- Directions for this task -
Please copy all the lines that follow, word for word.

- Data shown -
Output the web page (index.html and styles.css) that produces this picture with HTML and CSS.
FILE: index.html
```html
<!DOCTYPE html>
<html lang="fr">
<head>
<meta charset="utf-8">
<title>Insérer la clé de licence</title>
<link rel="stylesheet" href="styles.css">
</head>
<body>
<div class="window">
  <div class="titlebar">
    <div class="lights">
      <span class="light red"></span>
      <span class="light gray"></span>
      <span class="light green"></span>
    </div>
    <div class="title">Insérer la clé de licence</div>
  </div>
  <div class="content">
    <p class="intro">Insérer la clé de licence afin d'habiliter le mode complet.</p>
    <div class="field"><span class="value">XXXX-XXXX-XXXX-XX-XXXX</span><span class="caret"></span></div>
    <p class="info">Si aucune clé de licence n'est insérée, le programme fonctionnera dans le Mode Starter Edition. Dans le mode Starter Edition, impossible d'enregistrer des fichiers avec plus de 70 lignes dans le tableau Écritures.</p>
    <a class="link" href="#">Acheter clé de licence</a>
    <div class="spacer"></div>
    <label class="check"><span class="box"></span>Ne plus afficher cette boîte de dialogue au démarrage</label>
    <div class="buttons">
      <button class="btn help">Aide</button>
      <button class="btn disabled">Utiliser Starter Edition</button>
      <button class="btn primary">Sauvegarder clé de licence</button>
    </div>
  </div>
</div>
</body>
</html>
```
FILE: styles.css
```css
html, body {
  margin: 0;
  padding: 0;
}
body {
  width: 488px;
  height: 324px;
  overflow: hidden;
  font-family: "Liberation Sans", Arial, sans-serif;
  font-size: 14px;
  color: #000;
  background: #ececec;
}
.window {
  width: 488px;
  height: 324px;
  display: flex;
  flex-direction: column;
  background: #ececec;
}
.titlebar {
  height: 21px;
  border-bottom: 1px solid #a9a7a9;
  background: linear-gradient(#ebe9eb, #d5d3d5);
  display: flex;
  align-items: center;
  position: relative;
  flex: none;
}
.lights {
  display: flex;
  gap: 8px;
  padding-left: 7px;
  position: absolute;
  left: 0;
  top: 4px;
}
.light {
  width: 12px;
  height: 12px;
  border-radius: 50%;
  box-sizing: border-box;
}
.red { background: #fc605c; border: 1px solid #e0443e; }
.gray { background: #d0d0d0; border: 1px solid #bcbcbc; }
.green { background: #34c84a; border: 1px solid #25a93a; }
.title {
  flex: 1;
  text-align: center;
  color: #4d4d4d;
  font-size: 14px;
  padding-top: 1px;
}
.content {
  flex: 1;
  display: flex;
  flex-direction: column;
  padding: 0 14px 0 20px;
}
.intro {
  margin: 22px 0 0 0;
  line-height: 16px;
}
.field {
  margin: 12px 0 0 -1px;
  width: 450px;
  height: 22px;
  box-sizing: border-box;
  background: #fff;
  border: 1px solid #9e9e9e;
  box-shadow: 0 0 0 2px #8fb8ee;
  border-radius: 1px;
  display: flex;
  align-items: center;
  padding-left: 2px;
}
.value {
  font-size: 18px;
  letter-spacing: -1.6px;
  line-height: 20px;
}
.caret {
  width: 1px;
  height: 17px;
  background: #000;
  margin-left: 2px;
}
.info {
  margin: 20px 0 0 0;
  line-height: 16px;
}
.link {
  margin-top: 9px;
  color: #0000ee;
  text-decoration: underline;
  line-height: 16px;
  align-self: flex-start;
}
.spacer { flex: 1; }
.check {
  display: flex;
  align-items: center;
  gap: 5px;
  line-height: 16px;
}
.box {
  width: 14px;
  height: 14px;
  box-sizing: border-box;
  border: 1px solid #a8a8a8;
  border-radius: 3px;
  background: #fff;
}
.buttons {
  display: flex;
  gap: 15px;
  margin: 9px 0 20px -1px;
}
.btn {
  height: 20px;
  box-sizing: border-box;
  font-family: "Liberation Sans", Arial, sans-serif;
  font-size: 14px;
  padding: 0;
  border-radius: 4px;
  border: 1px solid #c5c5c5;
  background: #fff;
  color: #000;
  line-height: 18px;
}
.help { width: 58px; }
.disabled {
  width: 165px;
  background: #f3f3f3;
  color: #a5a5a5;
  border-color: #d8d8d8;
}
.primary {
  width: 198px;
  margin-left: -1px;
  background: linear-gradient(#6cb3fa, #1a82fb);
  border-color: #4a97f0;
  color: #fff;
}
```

- Complete answer -
Output the web page (index.html and styles.css) that produces this picture with HTML and CSS.
FILE: index.html
```html
<!DOCTYPE html>
<html lang="fr">
<head>
<meta charset="utf-8">
<title>Insérer la clé de licence</title>
<link rel="stylesheet" href="styles.css">
</head>
<body>
<div class="window">
  <div class="titlebar">
    <div class="lights">
      <span class="light red"></span>
      <span class="light gray"></span>
      <span class="light green"></span>
    </div>
    <div class="title">Insérer la clé de licence</div>
  </div>
  <div class="content">
    <p class="intro">Insérer la clé de licence afin d'habiliter le mode complet.</p>
    <div class="field"><span class="value">XXXX-XXXX-XXXX-XX-XXXX</span><span class="caret"></span></div>
    <p class="info">Si aucune clé de licence n'est insérée, le programme fonctionnera dans le Mode Starter Edition. Dans le mode Starter Edition, impossible d'enregistrer des fichiers avec plus de 70 lignes dans le tableau Écritures.</p>
    <a class="link" href="#">Acheter clé de licence</a>
    <div class="spacer"></div>
    <label class="check"><span class="box"></span>Ne plus afficher cette boîte de dialogue au démarrage</label>
    <div class="buttons">
      <button class="btn help">Aide</button>
      <button class="btn disabled">Utiliser Starter Edition</button>
      <button class="btn primary">Sauvegarder clé de licence</button>
    </div>
  </div>
</div>
</body>
</html>
```
FILE: styles.css
```css
html, body {
  margin: 0;
  padding: 0;
}
body {
  width: 488px;
  height: 324px;
  overflow: hidden;
  font-family: "Liberation Sans", Arial, sans-serif;
  font-size: 14px;
  color: #000;
  background: #ececec;
}
.window {
  width: 488px;
  height: 324px;
  display: flex;
  flex-direction: column;
  background: #ececec;
}
.titlebar {
  height: 21px;
  border-bottom: 1px solid #a9a7a9;
  background: linear-gradient(#ebe9eb, #d5d3d5);
  display: flex;
  align-items: center;
  position: relative;
  flex: none;
}
.lights {
  display: flex;
  gap: 8px;
  padding-left: 7px;
  position: absolute;
  left: 0;
  top: 4px;
}
.light {
  width: 12px;
  height: 12px;
  border-radius: 50%;
  box-sizing: border-box;
}
.red { background: #fc605c; border: 1px solid #e0443e; }
.gray { background: #d0d0d0; border: 1px solid #bcbcbc; }
.green { background: #34c84a; border: 1px solid #25a93a; }
.title {
  flex: 1;
  text-align: center;
  color: #4d4d4d;
  font-size: 14px;
  padding-top: 1px;
}
.content {
  flex: 1;
  display: flex;
  flex-direction: column;
  padding: 0 14px 0 20px;
}
.intro {
  margin: 22px 0 0 0;
  line-height: 16px;
}
.field {
  margin: 12px 0 0 -1px;
  width: 450px;
  height: 22px;
  box-sizing: border-box;
  background: #fff;
  border: 1px solid #9e9e9e;
  box-shadow: 0 0 0 2px #8fb8ee;
  border-radius: 1px;
  display: flex;
  align-items: center;
  padding-left: 2px;
}
.value {
  font-size: 18px;
  letter-spacing: -1.6px;
  line-height: 20px;
}
.caret {
  width: 1px;
  height: 17px;
  background: #000;
  margin-left: 2px;
}
.info {
  margin: 20px 0 0 0;
  line-height: 16px;
}
.link {
  margin-top: 9px;
  color: #0000ee;
  text-decoration: underline;
  line-height: 16px;
  align-self: flex-start;
}
.spacer { flex: 1; }
.check {
  display: flex;
  align-items: center;
  gap: 5px;
  line-height: 16px;
}
.box {
  width: 14px;
  height: 14px;
  box-sizing: border-box;
  border: 1px solid #a8a8a8;
  border-radius: 3px;
  background: #fff;
}
.buttons {
  display: flex;
  gap: 15px;
  margin: 9px 0 20px -1px;
}
.btn {
  height: 20px;
  box-sizing: border-box;
  font-family: "Liberation Sans", Arial, sans-serif;
  font-size: 14px;
  padding: 0;
  border-radius: 4px;
  border: 1px solid #c5c5c5;
  background: #fff;
  color: #000;
  line-height: 18px;
}
.help { width: 58px; }
.disabled {
  width: 165px;
  background: #f3f3f3;
  color: #a5a5a5;
  border-color: #d8d8d8;
}
.primary {
  width: 198px;
  margin-left: -1px;
  background: linear-gradient(#6cb3fa, #1a82fb);
  border-color: #4a97f0;
  color: #fff;
}
```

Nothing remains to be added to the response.